STRAY CAT’S DREAM

ABOUT
In the follow-up to his ‘Clouds That I Like’ album (Sargasso SCD28067), Greek composer Basil Athanasiadis continues his exploration of the Japanese/Zen aesthetic concept of ‘wabi-sabi’, an ambiguous and complex principle roughly translatable as ‘simplicity, emptiness, humility, primitiveness, impermanence, unpretentiousness’. Japanese traditional instruments such as the sho and the 20-stringed koto, are intrinsically connected to the wabi-sabi idea, infusing natural beauty into seemingly simple musical gestures, and, in Athanasiadis hands, become the perfect vehicles for a thoroughly contemporary musical investigation.

 

Shortly after the Fukushima earthquake and nuclear disaster Athanasiadis received a two-year award from the Japanese Society for the Promotion of Science (JSPS) to support his Fellowship at the Tokyo University of the Arts and Music.

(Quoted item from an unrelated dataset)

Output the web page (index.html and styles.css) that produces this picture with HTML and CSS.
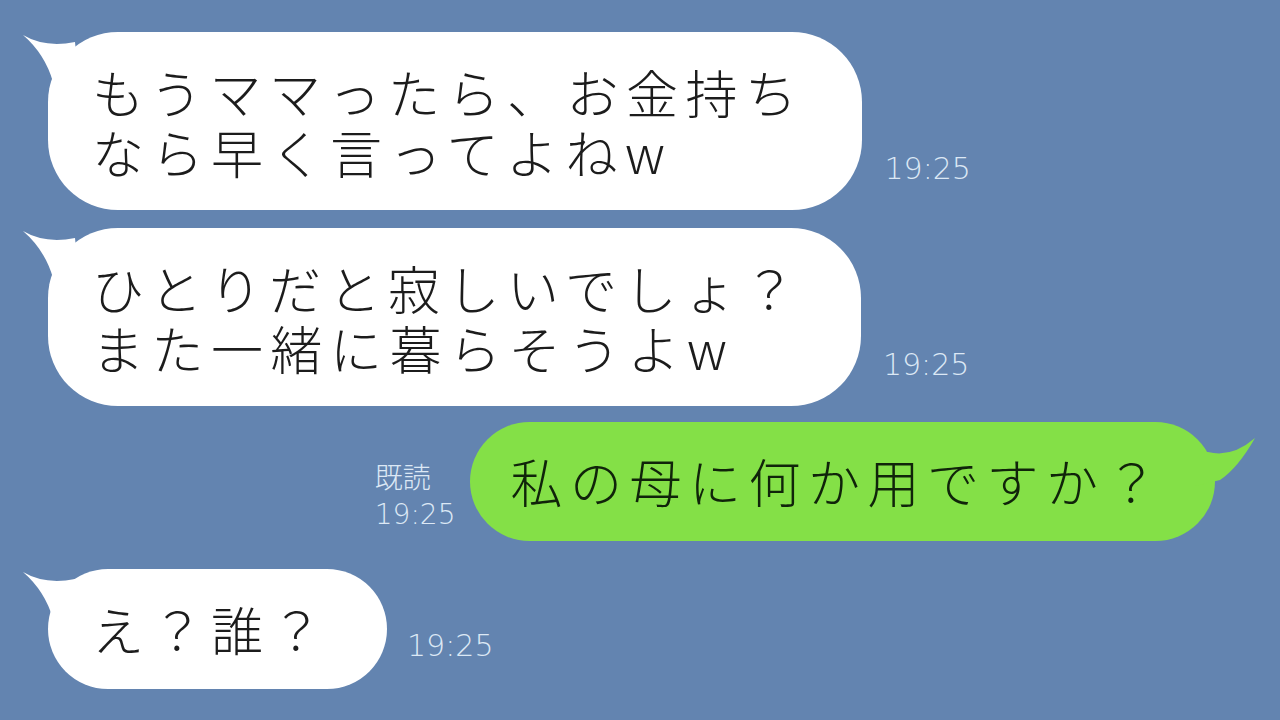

As a result, these six compositions, recorded in Tokyo, feature some of the best Japanese virtuosos, including his wife, vocalist Shie Shoji. Despite the playfulness of some of the titles, this collection of pieces is suffused with bittersweet emotions that, like the wabi-sabi attitude, reveal the complexities found in the stillness of the human spirit.